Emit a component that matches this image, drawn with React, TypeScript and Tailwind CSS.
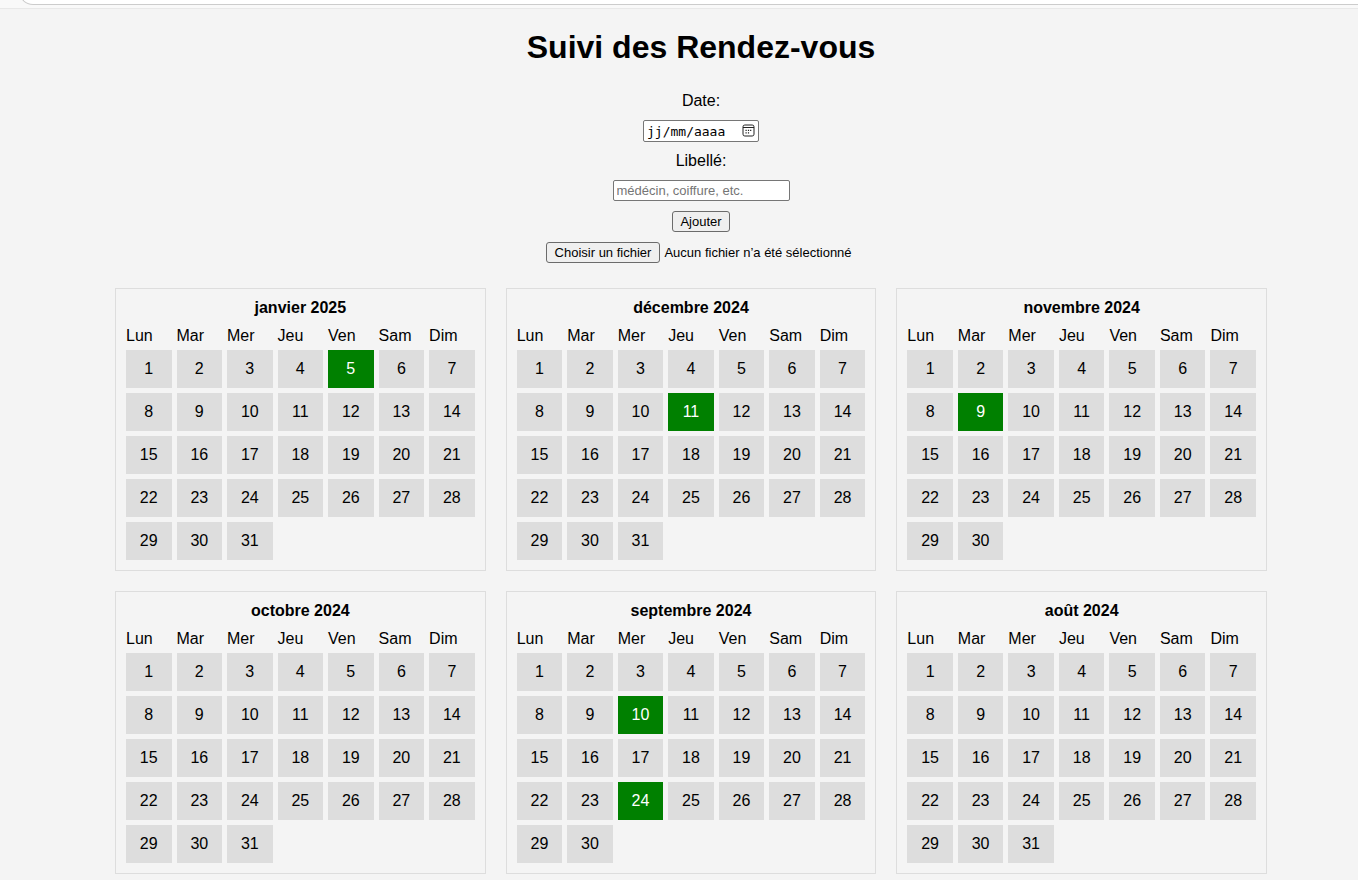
import { useId } from "react";

interface Month {
  name: string;
  days: number;
  booked: number[];
}

const WEEKDAYS = ["Lun", "Mar", "Mer", "Jeu", "Ven", "Sam", "Dim"];

const MONTHS: Month[] = [
  { name: "janvier 2025", days: 31, booked: [5] },
  { name: "décembre 2024", days: 31, booked: [11] },
  { name: "novembre 2024", days: 30, booked: [9] },
  { name: "octobre 2024", days: 31, booked: [] },
  { name: "septembre 2024", days: 30, booked: [10, 24] },
  { name: "août 2024", days: 31, booked: [] },
];

function weeksOf(days: number): number[][] {
  const weeks: number[][] = [];
  for (let start = 1; start <= days; start += 7) {
    const length = Math.min(7, days - start + 1);
    weeks.push(Array.from({ length }, (_, i) => start + i));
  }
  return weeks;
}

function MonthCard({ month }: { month: Month }) {
  return (
    <section className="border border-[#dddddd] px-[5px] pt-[10px] pb-[5px]">
      <table className="w-full table-fixed border-separate border-spacing-[5px]">
        <caption className="mb-[5px] font-bold">{month.name}</caption>
        <thead>
          <tr>
            {WEEKDAYS.map((day) => (
              <th key={day} scope="col" className="p-0 text-left font-normal">
                {day}
              </th>
            ))}
          </tr>
        </thead>
        <tbody>
          {weeksOf(month.days).map((week) => (
            <tr key={week[0]}>
              {week.map((day) => (
                <td
                  key={day}
                  className={
                    month.booked.includes(day)
                      ? "bg-[#008000] p-[10px] text-center text-white"
                      : "bg-[#dddddd] p-[10px] text-center"
                  }
                >
                  {day}
                </td>
              ))}
            </tr>
          ))}
        </tbody>
      </table>
    </section>
  );
}

function CalendarIcon() {
  return (
    <svg width="13" height="13" viewBox="0 0 13 13" fill="none" stroke="#222222" aria-hidden="true">
      <rect x="1" y="1" width="11" height="11" rx="1.8" />
      <path d="M1 3.5H12" />
      <path
        d="M5.9 6.4H7.1M8.1 6.4H9.3M3.5 6.4H4.7M3.5 8.8H4.7M5.9 8.8H7.1"
        strokeWidth="1.2"
      />
    </svg>
  );
}

function AppointmentForm() {
  const dateId = useId();
  const labelId = useId();
  const fileId = useId();
  return (
    <form className="flex flex-col items-center gap-[10px]" onSubmit={(e) => e.preventDefault()}>
      <label htmlFor={dateId}>Date:</label>
      <div className="flex h-[22px] w-[116px] items-end rounded-[2px] border border-[#767676] bg-white pr-[3px] pl-[3px]">
        <input
          id={dateId}
          type="text"
          inputMode="numeric"
          placeholder="jj/mm/aaaa"
          className="min-w-0 flex-1 bg-transparent font-['DejaVu_Sans_Mono',monospace] text-[13px] leading-[18px] outline-none placeholder:text-black"
        />
        <button type="button" aria-label="Ouvrir le calendrier" className="self-start pt-[3px]">
          <CalendarIcon />
        </button>
      </div>
      <label htmlFor={labelId}>Libellé:</label>
      <input
        id={labelId}
        type="text"
        placeholder="médécin, coiffure, etc."
        className="h-[21px] w-[177px] rounded-[2px] border border-[#767676] bg-white px-[3px] text-[13px] placeholder:text-[#757575]"
      />
      <button
        type="submit"
        className="h-[21px] rounded-[3px] border border-[#6b6b6b] bg-[#efefef] px-[7px] text-[13px] leading-[19px]"
      >
        Ajouter
      </button>
      <div className="flex items-center gap-1 text-[13px] leading-[19px]">
        <input id={fileId} type="file" className="peer sr-only" />
        <label
          htmlFor={fileId}
          className="rounded-[3px] border border-[#6b6b6b] bg-[#efefef] px-2 peer-focus-visible:outline-2"
        >
          Choisir un fichier
        </label>
        <span className="min-w-[192px]">Aucun fichier n’a été sélectionné</span>
      </div>
    </form>
  );
}

export default function App() {
  return (
    <div className="min-h-screen bg-[#f4f4f4] font-['Liberation_Sans',Arial,sans-serif] text-[16px] leading-[18px] text-black">
      <div className="border-b border-[#e8e8e8] bg-[#f9f9f9] pb-[3px] pl-[19px]">
        <div className="flex h-[5px] items-end overflow-hidden">
          <div className="h-8 flex-1 shrink-0 rounded-bl-[14px] border-b border-l border-[#cccccc] bg-white" />
        </div>
      </div>
      <main className="pt-5 pl-11">
        <h1 className="mb-[27px] text-center text-[32px] leading-[36px] font-bold">Suivi des Rendez-vous</h1>
        <AppointmentForm />
        <div className="mx-auto mt-[25px] grid max-w-[1172px] grid-cols-3 gap-5 pr-5 pb-1">
          {MONTHS.map((month) => (
            <MonthCard key={month.name} month={month} />
          ))}
        </div>
      </main>
    </div>
  );
}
++++++++++++++++++++
→ **Task description**: Restate the whole of the material word for word without the pictures.

→ **Correct result**:
Emit a component that matches this image, drawn with React, TypeScript and Tailwind CSS.
import { useId } from "react";

interface Month {
  name: string;
  days: number;
  booked: number[];
}

const WEEKDAYS = ["Lun", "Mar", "Mer", "Jeu", "Ven", "Sam", "Dim"];

const MONTHS: Month[] = [
  { name: "janvier 2025", days: 31, booked: [5] },
  { name: "décembre 2024", days: 31, booked: [11] },
  { name: "novembre 2024", days: 30, booked: [9] },
  { name: "octobre 2024", days: 31, booked: [] },
  { name: "septembre 2024", days: 30, booked: [10, 24] },
  { name: "août 2024", days: 31, booked: [] },
];

function weeksOf(days: number): number[][] {
  const weeks: number[][] = [];
  for (let start = 1; start <= days; start += 7) {
    const length = Math.min(7, days - start + 1);
    weeks.push(Array.from({ length }, (_, i) => start + i));
  }
  return weeks;
}

function MonthCard({ month }: { month: Month }) {
  return (
    <section className="border border-[#dddddd] px-[5px] pt-[10px] pb-[5px]">
      <table className="w-full table-fixed border-separate border-spacing-[5px]">
        <caption className="mb-[5px] font-bold">{month.name}</caption>
        <thead>
          <tr>
            {WEEKDAYS.map((day) => (
              <th key={day} scope="col" className="p-0 text-left font-normal">
                {day}
              </th>
            ))}
          </tr>
        </thead>
        <tbody>
          {weeksOf(month.days).map((week) => (
            <tr key={week[0]}>
              {week.map((day) => (
                <td
                  key={day}
                  className={
                    month.booked.includes(day)
                      ? "bg-[#008000] p-[10px] text-center text-white"
                      : "bg-[#dddddd] p-[10px] text-center"
                  }
                >
                  {day}
                </td>
              ))}
            </tr>
          ))}
        </tbody>
      </table>
    </section>
  );
}

function CalendarIcon() {
  return (
    <svg width="13" height="13" viewBox="0 0 13 13" fill="none" stroke="#222222" aria-hidden="true">
      <rect x="1" y="1" width="11" height="11" rx="1.8" />
      <path d="M1 3.5H12" />
      <path
        d="M5.9 6.4H7.1M8.1 6.4H9.3M3.5 6.4H4.7M3.5 8.8H4.7M5.9 8.8H7.1"
        strokeWidth="1.2"
      />
    </svg>
  );
}

function AppointmentForm() {
  const dateId = useId();
  const labelId = useId();
  const fileId = useId();
  return (
    <form className="flex flex-col items-center gap-[10px]" onSubmit={(e) => e.preventDefault()}>
      <label htmlFor={dateId}>Date:</label>
      <div className="flex h-[22px] w-[116px] items-end rounded-[2px] border border-[#767676] bg-white pr-[3px] pl-[3px]">
        <input
          id={dateId}
          type="text"
          inputMode="numeric"
          placeholder="jj/mm/aaaa"
          className="min-w-0 flex-1 bg-transparent font-['DejaVu_Sans_Mono',monospace] text-[13px] leading-[18px] outline-none placeholder:text-black"
        />
        <button type="button" aria-label="Ouvrir le calendrier" className="self-start pt-[3px]">
          <CalendarIcon />
        </button>
      </div>
      <label htmlFor={labelId}>Libellé:</label>
      <input
        id={labelId}
        type="text"
        placeholder="médécin, coiffure, etc."
        className="h-[21px] w-[177px] rounded-[2px] border border-[#767676] bg-white px-[3px] text-[13px] placeholder:text-[#757575]"
      />
      <button
        type="submit"
        className="h-[21px] rounded-[3px] border border-[#6b6b6b] bg-[#efefef] px-[7px] text-[13px] leading-[19px]"
      >
        Ajouter
      </button>
      <div className="flex items-center gap-1 text-[13px] leading-[19px]">
        <input id={fileId} type="file" className="peer sr-only" />
        <label
          htmlFor={fileId}
          className="rounded-[3px] border border-[#6b6b6b] bg-[#efefef] px-2 peer-focus-visible:outline-2"
        >
          Choisir un fichier
        </label>
        <span className="min-w-[192px]">Aucun fichier n’a été sélectionné</span>
      </div>
    </form>
  );
}

export default function App() {
  return (
    <div className="min-h-screen bg-[#f4f4f4] font-['Liberation_Sans',Arial,sans-serif] text-[16px] leading-[18px] text-black">
      <div className="border-b border-[#e8e8e8] bg-[#f9f9f9] pb-[3px] pl-[19px]">
        <div className="flex h-[5px] items-end overflow-hidden">
          <div className="h-8 flex-1 shrink-0 rounded-bl-[14px] border-b border-l border-[#cccccc] bg-white" />
        </div>
      </div>
      <main className="pt-5 pl-11">
        <h1 className="mb-[27px] text-center text-[32px] leading-[36px] font-bold">Suivi des Rendez-vous</h1>
        <AppointmentForm />
        <div className="mx-auto mt-[25px] grid max-w-[1172px] grid-cols-3 gap-5 pr-5 pb-1">
          {MONTHS.map((month) => (
            <MonthCard key={month.name} month={month} />
          ))}
        </div>
      </main>
    </div>
  );
}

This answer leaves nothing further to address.